Regulation accounts for between 15% and 23% of the costs of law firms, money they would generally not bother spending if they were not required to, an indicative study by the Legal Services Board (LSB) has found.
However, the opposite was the case for lawyers practising as individuals.
The areas of regulation where the regulatory burden on firms was highest were professional indemnity insurance, professional development and information from the regulator.
Insurance was nearly double that of the next highest cost, but those who took part in the study recognised “that a significant proportion of total regulatory cost in that category would be incurred even absent this regulation, for other commercial reasons”. But other legal regulatory costs were seen primarily as a burden.
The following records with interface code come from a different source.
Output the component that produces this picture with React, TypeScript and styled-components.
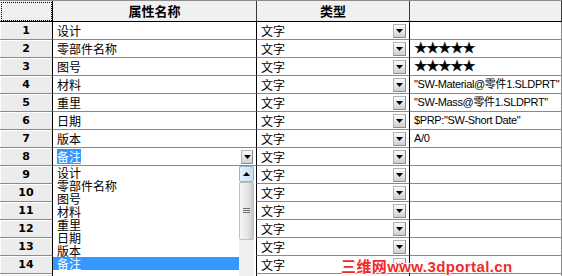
import styled, { createGlobalStyle, css } from "styled-components";

const rows = [
  { name: "设计", value: "" },
  { name: "零部件名称", value: "★★★★★", stars: true },
  { name: "图号", value: "★★★★★", stars: true },
  { name: "材料", value: "\"SW-Material@零件1.SLDPRT\"" },
  { name: "重里", value: "\"SW-Mass@零件1.SLDPRT\"" },
  { name: "日期", value: "$PRP:\"SW-Short Date\"" },
  { name: "版本", value: "A/0" },
  { name: "备注", value: "", editing: true },
  { name: "", value: "" },
  { name: "", value: "" },
  { name: "", value: "" },
  { name: "", value: "" },
  { name: "", value: "" },
  { name: "", value: "" },
  { name: "", value: "" },
];

const options = ["设计", "零部件名称", "图号", "材料", "重里", "日期", "版本", "备注"];

const GlobalStyle = createGlobalStyle`
  body {
    margin: 0;
    background: #fff;
    font-family: "Noto Sans CJK SC", "Liberation Sans", sans-serif;
  }
`;

const Sheet = styled.div`
  position: relative;
  width: 562px;
  height: 276px;
  overflow: hidden;
  background: #fff;
  border-top: 1px solid #8c8c8c;
  box-sizing: border-box;
`;

const gridCols = css`
  display: grid;
  grid-template-columns: 53px 204px 153px 152px;
`;

const HeaderRow = styled.div`
  ${gridCols};
  height: 21px;
`;

const HeaderCell = styled.div<{ $corner?: boolean }>`
  box-sizing: border-box;
  background: #f0f0f0;
  border-right: 1px solid ${({ $corner }) => ($corner ? "#000" : "#3c3c3c")};
  border-bottom: 1px solid #000;
  font-size: 13px;
  font-weight: 700;
  line-height: 20px;
  text-align: center;
  color: #000;
  ${({ $corner }) =>
    $corner &&
    css`
      outline: 1px dotted #000;
      outline-offset: -2px;
    `}
`;

const Row = styled.div`
  ${gridCols};
  height: 18px;
`;

const RowHead = styled.div`
  box-sizing: border-box;
  background: #ececec;
  border-right: 1px solid #000;
  border-bottom: 1px solid #8a8a8a;
  box-shadow: inset 1px 1px 0 #fff;
  font-family: "DejaVu Sans", Arial, sans-serif;
  font-weight: 700;
  font-size: 11px;
  line-height: 17px;
  text-align: center;
  color: #000;
`;

const Cell = styled.div<{ $last?: boolean }>`
  box-sizing: border-box;
  border-right: 1px solid ${({ $last }) => ($last ? "#8a8a8a" : "#000")};
  border-bottom: 1px solid #8a8a8a;
  font-size: 12px;
  line-height: 17px;
  color: #000;
  white-space: nowrap;
  overflow: hidden;
`;

const NameCell = styled(Cell)`
  padding-left: 4px;
`;

const EditCell = styled(Cell)`
  display: flex;
  align-items: center;
  justify-content: space-between;
  padding: 0 3px 0 4px;
`;

const Selected = styled.span`
  background: #3399ff;
  color: #fff;
  line-height: 15px;
`;

const TypeCell = styled(Cell)`
  display: flex;
  align-items: center;
  justify-content: space-between;
  padding: 0 3px 0 4px;
`;

const ValueCell = styled(Cell)<{ $stars?: boolean }>`
  padding-left: 4px;
  font-family: "Liberation Sans", "Noto Sans CJK SC", sans-serif;
  font-size: 11px;
  letter-spacing: -0.35px;
  ${({ $stars }) =>
    $stars &&
    css`
      font-family: "DejaVu Sans", sans-serif;
      font-size: 15px;
      font-weight: 700;
      letter-spacing: -1.4px;
      -webkit-text-stroke: 0.4px #000;
    `}
`;

const DropButton = styled.div<{ $w?: number }>`
  box-sizing: border-box;
  width: ${({ $w }) => $w ?? 13}px;
  height: 14px;
  display: flex;
  align-items: center;
  justify-content: center;
  background: linear-gradient(#fafafa, #e2e2e2 60%, #cfcfcf);
  border: 1px solid #b4b4b4;
  border-right-color: #8a8a8a;
  border-bottom-color: #8a8a8a;
`;

const DropList = styled.div`
  position: absolute;
  left: 53px;
  top: 165px;
  width: 203px;
  height: 120px;
  background: #fff;
  display: grid;
  grid-template-columns: 186px 15px 2px;
`;

const Options = styled.div`
  display: flex;
  flex-direction: column;
`;

const Option = styled.div<{ $active?: boolean }>`
  height: 13px;
  line-height: 13px;
  font-size: 12px;
  padding-left: 4px;
  color: ${({ $active }) => ($active ? "#fff" : "#000")};
  background: ${({ $active }) => ($active ? "#3399ff" : "transparent")};
`;

const Scrollbar = styled.div`
  display: flex;
  flex-direction: column;
  background: #f0f0ee;
`;

const ScrollUp = styled.div`
  box-sizing: border-box;
  height: 16px;
  display: flex;
  align-items: center;
  justify-content: center;
  background: linear-gradient(90deg, #e8f2fd, #c6dcf5);
  border: 1px solid #8fb2dc;
  border-radius: 2px;
`;

const Thumb = styled.div`
  box-sizing: border-box;
  height: 58px;
  display: flex;
  align-items: center;
  justify-content: center;
  background: linear-gradient(90deg, #f6f6f6, #e4e4e4 60%, #c8c8c8);
  border: 1px solid #c0c0c0;
  border-radius: 2px;
`;

const Watermark = styled.div`
  position: absolute;
  left: 341px;
  top: 254px;
  font-family: "Liberation Sans", "Noto Sans CJK SC", sans-serif;
  font-size: 15px;
  font-weight: 700;
  color: #ee2b2b;
  letter-spacing: 0.4px;
  text-shadow: 1px 0 0 #fff, -1px 0 0 #fff, 0 1px 0 #fff, 0 -1px 0 #fff,
    1px 1px 0 #f5b8b8;
`;

function Arrow({ up }: { up?: boolean }) {
  return (
    <svg width="7" height="4" viewBox="0 0 7 4">
      <path d={up ? "M0 4 L3.5 0 L7 4 Z" : "M0 0 L7 0 L3.5 4 Z"} fill="#000" />
    </svg>
  );
}

function Grip() {
  return (
    <svg width="7" height="6" viewBox="0 0 7 6">
      <path d="M0 0.5H7M0 2.5H7M0 4.5H7" stroke="#6f6f6f" strokeWidth="1" />
    </svg>
  );
}

export default function App() {
  return (
    <>
      <GlobalStyle />
      <Sheet>
        <HeaderRow>
          <HeaderCell $corner />
          <HeaderCell>属性名称</HeaderCell>
          <HeaderCell>类型</HeaderCell>
          <HeaderCell />
        </HeaderRow>
        {rows.map((r, i) => (
          <Row key={i}>
            <RowHead>{i < 14 ? i + 1 : ""}</RowHead>
            {r.editing ? (
              <EditCell>
                <Selected>{r.name}</Selected>
                <DropButton $w={12}>
                  <Arrow />
                </DropButton>
              </EditCell>
            ) : (
              <NameCell>{r.name}</NameCell>
            )}
            <TypeCell>
              <span>文字</span>
              <DropButton>
                <Arrow />
              </DropButton>
            </TypeCell>
            <ValueCell $last $stars={r.stars}>
              {r.value}
            </ValueCell>
          </Row>
        ))}
        <DropList>
          <Options>
            {options.map((o, i) => (
              <Option key={o} $active={i === options.length - 1}>
                {o}
              </Option>
            ))}
          </Options>
          <Scrollbar>
            <ScrollUp>
              <Arrow up />
            </ScrollUp>
            <Thumb>
              <Grip />
            </Thumb>
          </Scrollbar>
          <div />
        </DropList>
        <Watermark>三维网www.3dportal.cn</Watermark>
      </Sheet>
    </>
  );
}
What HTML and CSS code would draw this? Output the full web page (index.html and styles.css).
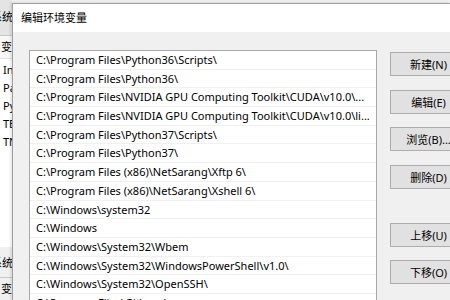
FILE: index.html
```html
<!DOCTYPE html>
<html lang="zh-CN">
<head>
    <meta charset="UTF-8">
    <title>编辑环境变量</title>
    <link rel="stylesheet" href="styles.css">
</head>
<body>
    <!-- Window behind the dialog (only its right edge shows) -->
    <div class="backwin">
        <div class="bw-title"><span class="cut">系统</span></div>
        <div class="bw-head">变</div>
        <div class="bw-rows">
            <div class="bw-row">In</div>
            <div class="bw-row">Pa</div>
            <div class="bw-row">Py</div>
            <div class="bw-row">TE</div>
            <div class="bw-row">TN</div>
        </div>
        <div class="bw-sys"><span class="cut">系统</span></div>
        <div class="bw-head2">变</div>
    </div>

    <!-- Edit environment variable dialog -->
    <div class="dialog">
        <div class="titlebar">编辑环境变量</div>
        <div class="content">
            <ul class="pathlist">
                <li>C:\Program Files\Python36\Scripts\</li>
                <li>C:\Program Files\Python36\</li>
                <li>C:\Program Files\NVIDIA GPU Computing Toolkit\CUDA\v10.0\...</li>
                <li>C:\Program Files\NVIDIA GPU Computing Toolkit\CUDA\v10.0\li...</li>
                <li>C:\Program Files\Python37\Scripts\</li>
                <li>C:\Program Files\Python37\</li>
                <li>C:\Program Files (x86)\NetSarang\Xftp 6\</li>
                <li>C:\Program Files (x86)\NetSarang\Xshell 6\</li>
                <li>C:\Windows\system32</li>
                <li>C:\Windows</li>
                <li>C:\Windows\System32\Wbem</li>
                <li>C:\Windows\System32\WindowsPowerShell\v1.0\</li>
                <li>C:\Windows\System32\OpenSSH\</li>
                <li>C:\Program Files\Git\cmd</li>
            </ul>
            <div class="actions">
                <button>新建(N)</button>
                <button>编辑(E)</button>
                <button>浏览(B)...</button>
                <button>删除(D)</button>
                <button class="move-up">上移(U)</button>
                <button>下移(O)</button>
            </div>
        </div>
    </div>
</body>
</html>
```

FILE: styles.css
```css
html, body {
    margin: 0;
    height: 300px;
    overflow: hidden;
}
body {
    display: flex;
    font-family: "Noto Sans", "Noto Sans CJK SC", sans-serif;
    font-size: 11px;
    color: #000;
    background-color: #f0f0f0;
}

/* Window behind the dialog */
.backwin {
    width: 12px;
    flex: none;
    overflow: hidden;
    background-color: #fafafa;
    display: flex;
    flex-direction: column;
}
.bw-title {
    height: 36px;
    line-height: 34px;
    background-color: #e4e4e4;
    border-bottom: 1px solid #c8c8c8;
    box-sizing: border-box;
    white-space: nowrap;
}
.cut {
    display: inline-block;
    margin-left: -9px;
}
.bw-head {
    height: 22px;
    line-height: 22px;
    padding-left: 1px;
    border-bottom: 1px solid #e0e0e0;
    background-color: #f7f7f7;
}
.bw-rows {
    background-color: #ffffff;
    height: 186px;
    padding-top: 2px;
}
.bw-row {
    height: 18px;
    line-height: 18px;
    padding-left: 3px;
}
.bw-sys {
    flex: 1;
    display: flex;
    align-items: center;
    white-space: nowrap;
    border-bottom: 1px solid #c8c8c8;
    background-color: #f0f0f0;
}
.bw-head2 {
    height: 22px;
    line-height: 22px;
    padding-left: 1px;
    background-color: #f0f0f0;
}

/* Dialog */
.dialog {
    flex: 1;
    margin-top: 3px;
    border-top: 1px solid #a0a0a0;
    border-left: 1px solid #a0a0a0;
    box-shadow: -1px 0 3px rgba(0, 0, 0, 0.15);
    background-color: #f0f0f0;
    min-width: 0;
    overflow: hidden;
}
.titlebar {
    height: 28px;
    line-height: 27px;
    padding-left: 8px;
    background-color: #ffffff;
    font-size: 11px;
}
.content {
    display: flex;
    align-items: flex-start;
    padding: 18px 0 0 16px;
}

/* Path list */
.pathlist {
    list-style: none;
    margin: 0;
    padding: 0;
    width: 346px;
    flex: none;
    height: 260px;
    background-color: #ffffff;
    border: 1px solid #a8a8a8;
    border-bottom: none;
}
.pathlist li {
    height: 17.7px;
    line-height: 17.7px;
    padding: 0 4px 0 6px;
    border-bottom: 1px solid #f0f0f0;
    white-space: nowrap;
    overflow: hidden;
    text-overflow: ellipsis;
}

/* Buttons */
.actions {
    display: flex;
    flex-direction: column;
    gap: 13.7px;
    margin: 2px 0 0 13px;
}
.actions button {
    width: 77px;
    height: 24px;
    padding: 0;
    font-family: inherit;
    font-size: 11px;
    color: #000;
    background-color: #e1e1e1;
    border: 1px solid #adadad;
    border-radius: 0;
}
.actions .move-up {
    margin-top: 20px;
}
```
LSB chief executive Richard Moriarty said: “Based on the sample of practitioners who took part in this study, our findings indicate that professionals regulated as entities see legal regulatory costs primarily as a burden and would only undertake a small proportion of those activities for other regulatory or commercial reasons.
“By contrast, those regulated as individuals are more likely to say that they would continue to undertake aspects of legal services regulatory activity even if the specific regulatory requirement to do so were removed. They told us that this was because complying with the regulation met wider legislative requirements of doing business in England or Wales or was commercially advantageous to them.”
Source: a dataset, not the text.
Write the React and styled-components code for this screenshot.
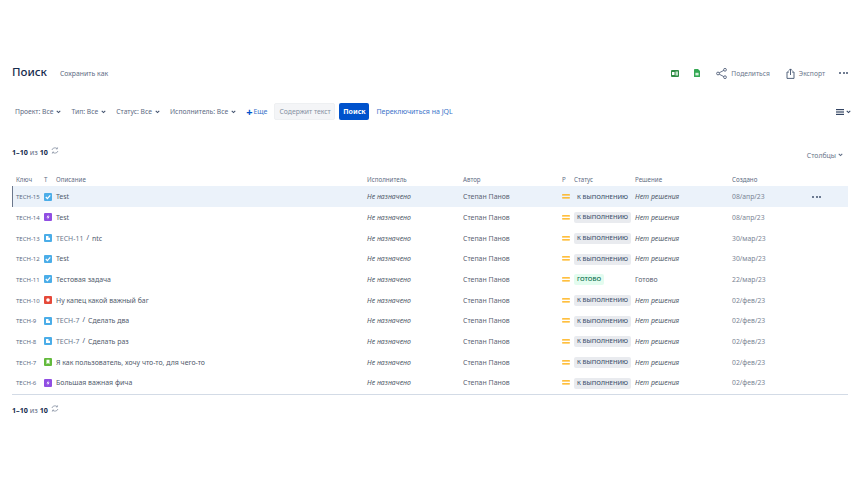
import React from "react";
import styled, { createGlobalStyle } from "styled-components";

const Global = createGlobalStyle`
  html, body { margin: 0; padding: 0; background: #fff; }
  body { font-family: "Noto Sans", "Open Sans", sans-serif; color: #172b4d; }
`;

const Page = styled.div`
  width: 853px; height: 480px; box-sizing: border-box; overflow: hidden;
  padding: 63px 5px 0 12px;
`;
const Header = styled.div`
  display: flex; align-items: center; height: 18px;
`;
const Title = styled.h1`
  margin: 0; font-size: 11.5px; line-height: 18px; font-weight: 500; color: #172b4d;
`;
const SaveAs = styled.span`
  margin-left: 13px; margin-top: 3px; font-size: 6.9px; color: #5e6c84;
`;
const Tools = styled.div`
  margin-left: auto; margin-top: 2px; display: flex; align-items: center;
`;
const ToolIcon = styled.span`
  display: inline-flex; margin-left: ${p => p.$gap || 0}px;
`;
const ToolLabel = styled.span`
  margin-left: 4px; font-size: 6.7px; color: #6b778c;
`;
const Dots = styled.span`
  display: inline-flex; gap: 1.5px; margin-left: ${p => p.$gap || 0}px;
  i { width: 2px; height: 2px; border-radius: 50%; background: ${p => p.$color || "#42526e"}; display: block; }
`;
const FilterBar = styled.div`
  display: flex; align-items: center; height: 17px; margin-top: 22px; padding-left: 3px;
`;
const Filter = styled.span`
  display: inline-flex; align-items: center; gap: 3px; margin-right: 10px;
  font-size: 6.75px; color: #5e6c84; white-space: nowrap;
`;
const More = styled.span`
  display: inline-flex; align-items: center; gap: 1px; font-size: 7px; color: #3b73c9;
  b { font-size: 11px; line-height: 8px; font-weight: 700; color: #0052cc; }
`;
const SearchInput = styled.span`
  margin-left: 7px; width: 61px; height: 17px; box-sizing: border-box; padding-left: 4px;
  background: #f4f5f7; border: 1px solid #eef0f2; border-radius: 2px;
  font-size: 6.8px; line-height: 15px; color: #8590a2; white-space: nowrap;
`;
const SearchButton = styled.span`
  margin-left: 4px; width: 30px; height: 17px; background: #0052cc; border-radius: 2px;
  color: #fff; font-size: 7px; font-weight: 700; line-height: 17px; text-align: center;
`;
const JqlLink = styled.span`
  margin-left: 7px; font-size: 7px; color: #3b73c9;
`;
const ViewToggle = styled.span`
  margin-left: auto; margin-right: -3px; display: inline-flex; align-items: center; gap: 2px;
`;
const CountRow = styled.div`
  display: flex; align-items: center; height: 12px; margin-top: 26px;
`;
const Count = styled.span`
  font-size: 7.2px; color: #5e6c84;
  b { color: #172b4d; font-weight: 700; }
`;
const Refresh = styled.span`
  display: inline-flex; margin-left: 3px; margin-top: -3px;
`;
const ColumnsButton = styled.span`
  margin-left: auto; margin-right: 5px; margin-top: 6px; display: inline-flex; align-items: center; gap: 2px;
  font-size: 6.9px; color: #6b778c;
`;
const Grid = styled.div`
  display: grid; align-items: center; box-sizing: border-box;
  grid-template-columns: 28px 12px 311px 96px 99px 12px 61px 97px 80px 1fr;
  padding-left: ${p => p.$selected ? 3 : 4}px;
`;
const HeadRow = styled(Grid)`
  height: 14px; margin-top: 14px;
  font-size: 6.2px; color: #5e6c84;
`;
const Row = styled(Grid)`
  height: 20.67px; padding-top: 1px; font-size: 6.95px; color: #505f79;
  background: ${p => p.$selected ? "#ebf2fa" : "transparent"};
  border-left: ${p => p.$selected ? "1px solid #6b778c" : "0"};
`;
const Table = styled.div`
  padding-bottom: 1px;
  border-bottom: 1px solid #d3dbe6;
`;
const Key = styled.span`
  font-size: 6px; color: #5e6c84; padding-top: 1px; white-space: nowrap;
`;
const Summary = styled.span`
  white-space: nowrap; color: #505a6b;
`;
const Parent = styled.span`
  color: #6b778c;
`;
const Slash = styled.span`
  margin: 0 3px; position: relative; top: -1px; color: #42526e; font-size: 7px;
`;
const Italic = styled.span`
  font-style: italic; color: #535c6b; white-space: nowrap;
`;
const Plain = styled.span`
  color: #5a6372; white-space: nowrap;
`;
const DateText = styled.span`
  color: #7a8494; white-space: nowrap; font-size: 6.8px;
`;
const Lozenge = styled.span`
  justify-self: start; display: inline-block; padding: 0 3px; height: 11px; line-height: 11px; margin-top: 1px;
  border-radius: 2px; font-size: 6.05px; font-weight: 500; text-transform: uppercase; white-space: nowrap;
  background: ${p => p.$done ? "#e3fcef" : p.$selected ? "transparent" : "#e9ebef"};
  color: ${p => p.$done ? "#006644" : "#42526e"};
`;
const RowDots = styled.span`
  justify-self: start; display: inline-flex; gap: 1.5px;
  i { width: 2px; height: 2px; border-radius: 50%; background: #42526e; display: block; }
`;
const Footer = styled.div`
  display: flex; align-items: center; height: 12px; margin-top: 9px;
`;

const Chevron = ({ color = "#42526e" }) => (
  <svg width="5" height="4" viewBox="0 0 6 5" fill="none">
    <path d="M.8 1 3 3.2 5.2 1" stroke={color} strokeWidth="1.3" />
  </svg>
);

const RefreshIcon = () => (
  <svg width="8" height="7" viewBox="0 0 8 7" fill="none" stroke="#8993a4" strokeWidth=".8">
    <path d="M1 3A3 2.6 0 0 1 6 1.5" />
    <path d="M6.9 4A3 2.6 0 0 1 2 5.5" />
    <path d="M6.6.4 6.3 2 4.9 1.8" />
    <path d="M1.3 6.6 1.7 5 3.1 5.2" />
  </svg>
);

const TypeIcon = ({ type }) => {
  const colors = { task: "#4bade8", feature: "#904ee2", sub: "#4bade8", bug: "#e5493a", story: "#63ba3c" };
  return (
    <svg width="8" height="8" viewBox="0 0 8 8">
      <rect width="8" height="8" rx="1" fill={colors[type]} />
      {type === "task" && <path d="M1.8 4 3.4 5.6 6.2 2.4" fill="none" stroke="#fff" strokeWidth="1.2" />}
      {type === "feature" && <path d="M4.5 1.5 2.5 4.5H4L3.5 6.5 5.6 3.5H4.1Z" fill="#fff" />}
      {type === "sub" && <path d="M2 2h2.5v1.8H6V6H2Z" fill="#fff" />}
      {type === "bug" && <circle cx="4" cy="4" r="1.8" fill="#fff" />}
      {type === "story" && <path d="M2.5 1.8h3v4.4L4 5 2.5 6.2Z" fill="#fff" />}
    </svg>
  );
};

const Priority = () => (
  <svg width="8" height="5" viewBox="0 0 8 5">
    <rect y=".3" width="8" height="1.2" rx=".6" fill="#ffab00" />
    <rect y="3.2" width="8" height="1.2" rx=".6" fill="#ffab00" />
  </svg>
);

const rows = [
  { key: "TECH-15", type: "task", text: "Test", date: "08/апр/23", selected: true },
  { key: "TECH-14", type: "feature", text: "Test", date: "08/апр/23" },
  { key: "TECH-13", type: "sub", parent: "TECH-11", text: "ntc", date: "30/мар/23" },
  { key: "TECH-12", type: "task", text: "Test", date: "30/мар/23" },
  { key: "TECH-11", type: "task", text: "Тестовая задача", date: "22/мар/23", done: true },
  { key: "TECH-10", type: "bug", text: "Ну капец какой важный баг", date: "02/фев/23" },
  { key: "TECH-9", type: "sub", parent: "TECH-7", text: "Сделать два", date: "02/фев/23" },
  { key: "TECH-8", type: "sub", parent: "TECH-7", text: "Сделать раз", date: "02/фев/23" },
  { key: "TECH-7", type: "story", text: "Я как пользователь, хочу что-то, для чего-то", date: "02/фев/23" },
  { key: "TECH-6", type: "feature", text: "Большая важная фича", date: "02/фев/23" },
];

const filters = ["Проект: Все", "Тип: Все", "Статус: Все", "Исполнитель: Все"];

const CountText = () => (
  <Count><b>1–10</b> из <b>10</b></Count>
);

export default function App() {
  return (
    <Page>
      <Global />
      <Header>
        <Title>Поиск</Title>
        <SaveAs>Сохранить как</SaveAs>
        <Tools>
          <ToolIcon>
            <svg width="8" height="7" viewBox="0 0 8 7">
              <rect width="8" height="7" rx="1" fill="#2e8b45" />
              <rect x="4.5" y="1.5" width="2.5" height="4" fill="#bfe3c8" />
              <rect x="1" y="2" width="2.5" height="3" fill="#fff" />
            </svg>
          </ToolIcon>
          <ToolIcon $gap={15}>
            <svg width="6" height="8" viewBox="0 0 6 8">
              <path d="M0 .6C0 .3.3 0 .6 0H4l2 2v5.4c0 .3-.3.6-.6.6H.6C.3 8 0 7.7 0 7.4Z" fill="#34a853" />
              <rect x="1.4" y="3.8" width="3.2" height="2.6" fill="#d5f0dc" />
            </svg>
          </ToolIcon>
          <ToolIcon $gap={16}>
            <svg width="11" height="11" viewBox="0 0 11 11" fill="none" stroke="#42526e" strokeWidth=".8">
              <circle cx="2" cy="5.5" r="1.4" />
              <circle cx="9" cy="1.8" r="1.4" />
              <circle cx="9" cy="9.2" r="1.4" />
              <path d="M3.2 4.8 7.8 2.4M3.2 6.2 7.8 8.6" />
            </svg>
          </ToolIcon>
          <ToolLabel>Поделиться</ToolLabel>
          <ToolIcon $gap={16}>
            <svg width="9" height="11" viewBox="0 0 9 11" fill="none" stroke="#42526e" strokeWidth=".9">
              <path d="M3 4H1v6.4h7V4H6" />
              <path d="M4.5 7V1M2.8 2.6 4.5.9l1.7 1.7" />
            </svg>
          </ToolIcon>
          <ToolLabel>Экспорт</ToolLabel>
          <Dots $gap={14}><i /><i /><i /></Dots>
        </Tools>
      </Header>

      <FilterBar>
        {filters.map(f => (
          <Filter key={f}>{f}<Chevron /></Filter>
        ))}
        <More><b>+</b>Еще</More>
        <SearchInput>Содержит текст</SearchInput>
        <SearchButton>Поиск</SearchButton>
        <JqlLink>Переключиться на JQL</JqlLink>
        <ViewToggle>
          <svg width="8" height="6" viewBox="0 0 8 6" fill="#344563">
            <rect width="8" height="1.2" />
            <rect y="2.4" width="8" height="1.2" />
            <rect y="4.8" width="8" height="1.2" />
          </svg>
          <Chevron color="#344563" />
        </ViewToggle>
      </FilterBar>

      <CountRow>
        <CountText />
        <Refresh><RefreshIcon /></Refresh>
        <ColumnsButton>Столбцы<Chevron color="#5e6c84" /></ColumnsButton>
      </CountRow>

      <Table>
        <HeadRow>
          <span>Ключ</span><span>Т</span><span>Описание</span><span>Исполнитель</span>
          <span>Автор</span><span>Р</span><span>Статус</span><span>Решение</span><span>Создано</span><span />
        </HeadRow>
        {rows.map(r => (
          <Row key={r.key} $selected={r.selected}>
            <Key>{r.key}</Key>
            <TypeIcon type={r.type} />
            <Summary>
              {r.parent && <Parent>{r.parent}</Parent>}
              {r.parent && <Slash>/</Slash>}
              {r.text}
            </Summary>
            <Italic>Не назначено</Italic>
            <Plain>Степан Панов</Plain>
            <Priority />
            <Lozenge $done={r.done} $selected={r.selected}>{r.done ? "Готово" : "К выполнению"}</Lozenge>
            {r.done ? <Plain>Готово</Plain> : <Italic>Нет решения</Italic>}
            <DateText>{r.date}</DateText>
            {r.selected ? <RowDots><i /><i /><i /></RowDots> : <span />}
          </Row>
        ))}
      </Table>

      <Footer>
        <CountText />
        <Refresh><RefreshIcon /></Refresh>
      </Footer>
    </Page>
  );
}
Forming part of the LSB’s ongoing cost of regulation project, the study was small, using financial information provided by 64 practitioners working across the market either as part of an entity or individually authorised – all but one of those in an entity were solicitors.
It looked at both total legal regulatory costs and ‘incremental’ costs – that is, costs incurred solely to comply with regulation. Known costs, such as practising fees and compensation fund contributions, were excluded.
The sample meant that the results could not be seen as representative, but Mr Moriarty said they “represent the first time that the ‘real world’ cost of regulation experienced by any practitioners in the legal sector has been quantified”.
For those individually authorised, the total cost of regulation as a proportion of practice costs associated with reserved activities was between 8% and 17%. Costs were highest for information requirements from the regulator, professional development, and indemnity insurance – with the first two judged largely to be incremental costs.
Further, nearly all costs associated with ongoing supervision by the regulator were reported as incremental costs.
Participants reported low incremental costs for the remaining categories of regulatory costs: indemnity insurance, consumer information disclosure, client account requirements, keeping up-to-date with regulations, and file retention requirements.
A larger piece of LSB research earlier this year that also forms part of the project found that many lawyers, particularly solicitors and barristers, complained about their practising certificate fees, but there were high levels of ignorance about what they were paying for.